It started with a terrible wheeze
Lewis was taken for a hospital appointment for a wheeze two days before his first birthday. I had been taking him back and forth to the GP’s since he was six weeks old, with what they assumed to be reflux.
Lewis would vomit after feeds and it was much worse at night. His wheeze was so bad that sometimes it sounded like he couldn’t breathe properly.
I was told the wheeze wasn’t a concern, but after ten minutes in the paediatrician’s office, she had found a lump in my baby’s tummy. I could even cup it in my hand. I was so shocked that I hadn’t noticed it before, as I had never sat with him facing out before!
I was told what they expected the lump to be. I was on my own as I’d told my partner not to worry about missing work as it was only an appointment for a wheeze. It was incredibly unexpected and scary.
His tumour was 13cm
This all happened on a Thursday morning and the following week we had appointments for an ultrasound and oncology consultation and then the following week Lewis had his central line inserted and chemotherapy started.
The tumour was a massive 13cm when found and then shrunk to 6cm. However, it then stopped responding to the chemotherapy, so his treatment was changed, but that proved to be ineffective also, which was concerning.
As the tumour seemed stable, we were put on watch and wait. Lewis’ tumour seemed to shrink a few millimetres by itself after chemotherapy ended and we were over the moon that our baby was in partial remission.
More shocking news
Due to the position of the tumour, an operation was not on the cards as this risked losing a kidney and possibly damaging the other so badly that it would results in total loss of kidneys. This was to be avoided as much as possible.
Sixteen months passed of having three monthly MRI scans and Lewis remained happy and healthy, full of life and energy – or so we thought.
In October 2019, Lewis had his final three monthly MRI scan which was going to transition to six monthly after this. His scan showed that his tumour was still stable. It hadn’t grown, but it hadn’t shrunk anymore either.
However, on the opposite side there was a new growth. He now had two tumours in the same place on either side of his abdomen! It was such a blow to receive this news, as we thought that this terrible ordeal was almost over.
Lewis had his central line inserted again and re-started chemo in November 2019. We had everything crossed, but unfortunately the new tumour also didn’t respond to chemo, but it didn’t get any bigger.

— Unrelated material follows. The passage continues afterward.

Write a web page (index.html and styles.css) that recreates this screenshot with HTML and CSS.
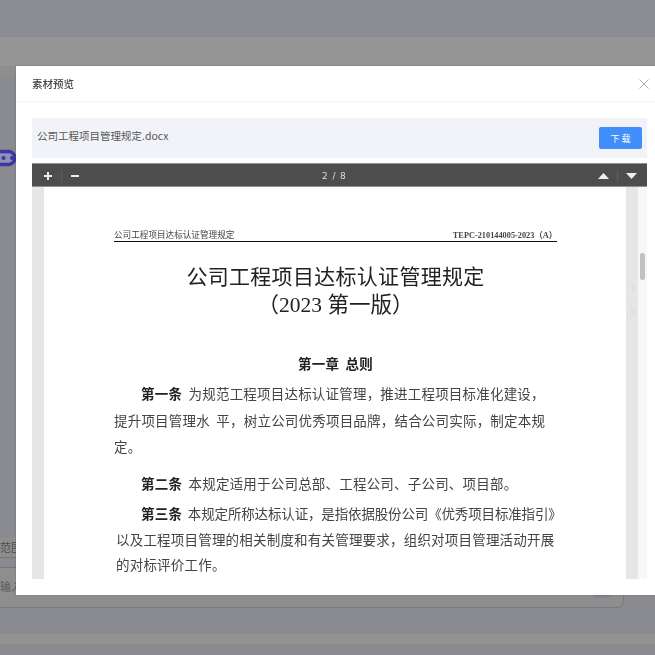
FILE: index.html
```html
<!DOCTYPE html>
<html lang="zh-CN">
<head>
<meta charset="utf-8">
<title>素材预览</title>
<link rel="stylesheet" href="styles.css">
</head>
<body>
<div class="backdrop">
  <div class="band-top"></div>
  <div class="band-light"></div>
  <div class="band-head"></div>
  <div class="page-mid">
    <svg class="bot" width="17" height="18" viewBox="0 0 17 18"><rect x="-6" y="2.500" width="21" height="13" rx="6.500" fill="#8f90b4" stroke="#3b37a3" stroke-width="3.500"/><circle cx="3.500" cy="9" r="2" fill="#3b37a3"/><circle cx="12" cy="9" r="2" fill="#3b37a3"/></svg>
  </div>
  <div class="scope">范围</div>
  <div class="spacer"></div>
  <div class="input-box"><span class="input-hint">输入</span><i class="send"></i></div>
  <div class="band-gap"></div>
  <div class="band-bottom-light"></div>
  <div class="band-end"></div>
</div>
<section class="modal">
  <header class="modal-head">
    <h1 class="modal-title">素材预览</h1>
    <svg class="close" width="10" height="10" viewBox="0 0 10 10"><path d="M.5.5l9 9M9.500.5l-9 9" stroke="#b0b0b0" fill="none"/></svg>
  </header>
  <div class="modal-body">
    <div class="file-bar">
      <span class="file-name">公司工程项目管理规定.docx</span>
      <button class="download">下 载</button>
    </div>
    <div class="toolbar">
      <div class="tool-group">
        <svg class="tool" width="10" height="10" viewBox="0 0 10 10"><path d="M5 1v8M1 5h8" stroke="#eee" stroke-width="2"/></svg>
        <i class="sep"></i>
        <svg class="tool" width="10" height="10" viewBox="0 0 10 10"><path d="M1 5h8" stroke="#eee" stroke-width="2"/></svg>
      </div>
      <span class="pages">2 / 8</span>
      <div class="tool-group right">
        <svg class="tool" width="11" height="6" viewBox="0 0 11 6"><path d="M5.500 0l5.500 6H0z" fill="#eee"/></svg>
        <i class="sep"></i>
        <svg class="tool" width="11" height="6" viewBox="0 0 11 6"><path d="M0 0h11L5.500 6z" fill="#eee"/></svg>
      </div>
    </div>
    <div class="viewer">
      <div class="gutter"></div>
      <article class="paper">
        <div class="running-head"><span>公司工程项目达标认证管理规定</span><span class="code">TEPC-210144005-2023（A）</span></div>
        <h2 class="doc-title">公司工程项目达标认证管理规定</h2>
        <h3 class="doc-sub">（2023 第一版）</h3>
        <h4 class="chapter">第一章&nbsp; 总则</h4>
        <p class="para first"><b>第一条</b>&nbsp; 为规范工程项目达标认证管理，推进工程项目标准化建设，</p>
        <p class="line">提升项目管理水&nbsp; 平，树立公司优秀项目品牌，结合公司实际，制定本规</p>
        <p class="line">定。</p>
        <p class="para second"><b>第二条</b>&nbsp; 本规定适用于公司总部、工程公司、子公司、项目部。</p>
        <p class="para third"><b>第三条</b>&nbsp; 本规定所称达标认证，是指依据股份公司《优秀项目标准指引》</p>
        <p class="line shift">以及工程项目管理的相关制度和有关管理要求，组织对项目管理活动开展</p>
        <p class="line shift">的对标评价工作。</p>
      </article>
      <div class="gutter right-gutter"><span class="ghost">下一页</span></div>
      <div class="scroll-track"><div class="scroll-thumb"></div></div>
    </div>
  </div>
</section>
</body>
</html>
```
FILE: styles.css
```css
* { box-sizing: border-box; }
html, body { margin: 0; height: 655px; overflow: hidden; }
body { position: relative; width: 655px; font-family: "Liberation Serif", "Noto Sans CJK SC", serif; background: #8a8b90; }
.backdrop { height: 655px; display: flex; flex-direction: column; filter: blur(.5px); }
.band-top { height: 37px; flex: none; background: #8b8d92; }
.band-light { height: 29px; flex: none; background: #959595; }
.band-head { height: 12px; flex: none; background: #8e8e8e; }
.page-mid { height: 459px; flex: none; background: #8a8b91; position: relative; }
.bot { position: absolute; left: 0; top: 71px; }
.scope { height: 21px; flex: none; background: #8e8e8e; border-bottom: 1px solid #77787c; font: 11px/20px "Noto Sans CJK SC", sans-serif; color: #4a4a4c; white-space: nowrap; }
.spacer { height: 9px; flex: none; background: #8a8b91; }
.input-box { height: 41px; flex: none; width: 624px; background: #8e8e8e; border: solid #77787c; border-width: 1px 1px 1.500px 0; border-radius: 0 0 7px 0; font: 11px/36px "Noto Sans CJK SC", sans-serif; color: #5b5b5d; position: relative; white-space: nowrap; }
.send { position: absolute; left: 593px; top: 20px; width: 19px; height: 10px; border-radius: 0 0 4px 4px; background: #84848e; }
.band-gap { height: 26px; flex: none; background: #8a8b90; }
.band-bottom-light { height: 10px; flex: none; background: #939393; }
.band-end { flex: 1; background: #8a8b90; }
.modal { position: absolute; left: 16px; top: 66px; width: 660px; height: 529px; background: #fff; display: flex; flex-direction: column; box-shadow: 0 0 2px rgba(0,0,0,.2); }
.modal-head { height: 36px; flex: none; padding: 0 6px 0 16px; width: 639px; display: flex; align-items: center; justify-content: space-between; border-bottom: 1px solid #f4f5f7; }
.modal-title { margin: 0; font: 500 10.500px "Noto Sans CJK SC", sans-serif; color: #444; }
.modal-body { padding: 16px 8px 0 16px; width: 639px; flex: 1; min-height: 0; display: flex; flex-direction: column; }
.file-bar { height: 40px; flex: none; background: #f2f3f8; display: flex; justify-content: space-between; align-items: center; padding: 0 5px; }
.file-name { font: 10.500px "Noto Sans CJK SC", sans-serif; color: #555; margin-top: -5px; }
.download { width: 43px; height: 22px; border: 0; border-radius: 2px; background: #3f8efc; color: #fff; font: 9px "Noto Sans CJK SC", sans-serif; padding: 0; }
.toolbar { margin-top: 5px; height: 24px; flex: none; background: #4d4d4d; border: 1px solid #8f8f8f; border-width: 1px 0; display: flex; align-items: center; justify-content: space-between; padding: 2px 10px 0 11px; position: relative; }
.tool-group { display: flex; align-items: center; gap: 8px; }
.tool { display: block; }
.sep { width: 1px; height: 12px; background: #5d5d5d; }
.pages { position: absolute; left: 290px; font: 9px "DejaVu Sans", sans-serif; color: #ddd; letter-spacing: .9px; }
.viewer { height: 392px; flex: none; display: flex; }
.gutter { width: 12px; flex: none; background: #e6e6e6; }
.right-gutter { padding-top: 97px; overflow: hidden; }
.ghost { display: block; writing-mode: vertical-rl; font: 8px/12px "Noto Sans CJK SC", sans-serif; letter-spacing: 4px; color: #dcdcdc; }
.paper { flex: 1; min-width: 0; padding: 44px 69px 0 70px; color: #333; filter: blur(.35px); }
.running-head { display: flex; justify-content: space-between; border-bottom: 1.500px solid #111; font-size: 8.600px; color: #444; height: 11px; line-height: 9px; white-space: nowrap; }
.code { font-weight: bold; font-size: 8.300px; }
.doc-title { margin: 20px 0 0; font: 400 21px/26px "Noto Sans CJK SC", serif; text-align: center; color: #222; letter-spacing: .3px; white-space: nowrap; }
.doc-sub { margin: 4px 0 0; font: 400 21.500px/26px "Liberation Serif", "Noto Sans CJK SC", serif; text-align: center; color: #222; }
.chapter { margin: 35px 0 0; font: 700 13.500px/20px "Noto Sans CJK SC", sans-serif; text-align: center; color: #222; letter-spacing: .2px; }
.para, .line { margin: 0; font: 13.500px/20px "Noto Sans CJK SC", sans-serif; white-space: nowrap; color: #444; letter-spacing: .2px; }
.para b { font-weight: 700; color: #222; letter-spacing: .2px; }
.para { text-indent: 27px; }
.first { margin-top: 10px; }
.line { margin-top: 6.500px; }
.second { margin-top: 17px; }
.third { margin-top: 10px; letter-spacing: -.15px; }
.line.shift { margin: 5.500px 0 0 2px; }
.scroll-track { width: 9px; flex: none; background: #f7f7f7; position: relative; }
.scroll-thumb { position: absolute; left: 2px; top: 66px; width: 5px; height: 27px; border-radius: 3px; background: #c1c1c1; }
```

Lewis had radiotherapy at the end of February 2020 into the first week of March. We are currently waiting for an MRI to see how this has worked. Lewis has just started his first cycle of Retinoic acid, of which he’ll have six cycles in total. This is a capsule taken at home with bribery! A spoon full of sugar really does help the medicine go down!
Lewis has recently also got over COVID-19. We spent two days in hospital. He suffered a high temperature, back pain and tiredness. Lewis also stopped eating so I can only assume he lost his sense of taste and smell just like I did.
Looking to the future
The future for Lewis is still unknown. His consultant is very optimistic and we are hoping that the radiotherapy will work as an operation is off the table given the way the tumours have now grown.
If the radiotherapy hasn’t work, the next step would be high dose chemotherapy, although the consultant has already said he doesn’t think this would make a difference as Lewis has already been on three different combinations that didn’t work. At the moment, my boy seems to be blossoming well. He has always coped so well. He really is a superhero.
Lewis tells me he is going to be a “driver” for emirates when he’s bigger. If this is still his dream when he is older, I intend to support him in anything he wants to do. Lewis’ journey began before he was one and he continues on it now. He’s missed out on so much, built confidence and lost it just as quickly. Missed out on making those first friends, play dates – things that ‘normal’ families take for granted!